Yesterday I spent time with almost 20 students (between Grade 4-10), roughly 30 K-12 staff members, and almost 15 community members. Our event, facilitated by Tim Kubik, was focused on taking first steps to create what our school district is calling a “Student-Centered Learning Ecosystem.”
We spent time in conversation learning about designing for the end-user: our students. We also talked about what questions or topics were deeply interesting to us. Because our hope is that we can simply start small. Meaning that perhaps we can start with a partnership between classes of students and community members where they take projects together. The point being not so much, “Hey! Look at this shiny thing we all did together!” But rather, “Hey! Let’s learn about learning together, learn by doing, and continue to build our connections to each other.”
Having students in the room changed the conversation. For the better. We often say that we are “all about kids” and yet our students are rarely at the table for conversations about making school a better place for each individual.

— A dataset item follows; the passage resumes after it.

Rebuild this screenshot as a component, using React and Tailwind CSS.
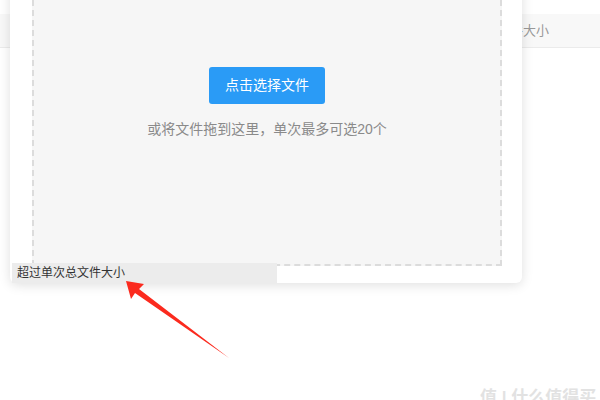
export default function App() {
  return (
    <div className="relative h-[400px] w-[600px] overflow-hidden bg-white font-['Liberation_Sans','Noto_Sans_CJK_SC',sans-serif]">
      {/* page behind the dialog */}
      <div className="pt-[14px]">
        <div className="flex h-[34px] items-center border-b border-[#ebebeb] bg-[#f8f8f8] pl-[432px] text-[13px] text-[#999]">
          超过单次总文件大小
        </div>
      </div>

      {/* upload dialog */}
      <div className="absolute left-[10px] top-[-40px] flex h-[323px] w-[512px] flex-col rounded-md bg-white pb-[17px] pl-[22px] pr-[20px] pt-[20px] shadow-[0_2px_12px_rgba(0,0,0,0.13)]">
        <div className="flex flex-1 flex-col items-center border-2 border-dashed border-[#dcdcdc] bg-[#f6f6f6] pt-[85px]">
          <button className="h-[37px] w-[116px] rounded-[3px] bg-[#2a9bf6] text-[14px] text-white">
            点击选择文件
          </button>
          <p className="mt-[15px] text-[14px] leading-[20px] text-[#8a8a8a]">
            或将文件拖到这里，单次最多可选20个
          </p>
        </div>
      </div>

      {/* tooltip */}
      <div className="absolute left-[12px] top-[263px] h-[20px] w-[265px] bg-[#ececec] pl-[5px] text-[12px] leading-[20px] text-[#333]">
        超过单次总文件大小
      </div>

      {/* annotation arrow */}
      <svg className="absolute left-0 top-0" width="600" height="400" viewBox="0 0 600 400">
        <polygon
          points="126,281 144,284 139,289 229,358 135,293 131,299"
          fill="#fb2a1e"
        />
      </svg>

      {/* watermark */}
      <div className="absolute left-[480px] top-[385px] whitespace-nowrap text-[17px] font-bold text-[#e2e2e2]">
        值 | 什么值得买
      </div>
    </div>
  )
}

When asked about their takeaways from their time with us, one student explained in so many words, “We can really tell our voices mattered just as much as the adults today. We felt safe sharing. The way to change school is to do this more.”
This being listening to kids. Think about that. How many precious moments of insight are missed on a daily basis because we simply don’t ask or don’t make space for our students’ voices?
Unfortunately, I believe that the weight of so many competing expectations and the unique challenges we face in schools right now has caused us to lose sight of one of our best resources: our students.
Because as Tim reminded us yesterday, we are all experts in our own experience. And in my experience, when I listen to students, there are things that suddenly feel more simple. It grounds me in what matters. It makes that decision I need to make the right one because I know it’s good for kids.
I believe it was Dr. Amy Fast who said something along the lines of, “One of the saddest ironies in education is how hard we work to figure out how students are doing and how rarely we ever ask them.”
Our students have voices. We don’t give them voices. They have voices. It is our responsibility to invite them into conversation. As Madelyn, Grade 4 said yesterday, “We have a voice, and we were allowed to use it today.”
I want today to become every day. Because as Will, Grade 5, said, “You can’t solve a problem without talking about it.”
How might we shift our school environments to become places where student talk occurs at a higher volume than educator talk? Where we as adults become more focused on learning facilitation and cultivating environments?
At the end of the day, I know this: my best days are spent listening to the people closest to the work. Our students. Our staff. Proximity matters.
The people closest to the work are the experts in their experiences, and for those of us in roles such as district office, if we don’t spend time listening to people in our schools…if we don’t spend a lot of time IN our schools, how are we any different than the legislators who make decisions that seem out of touch?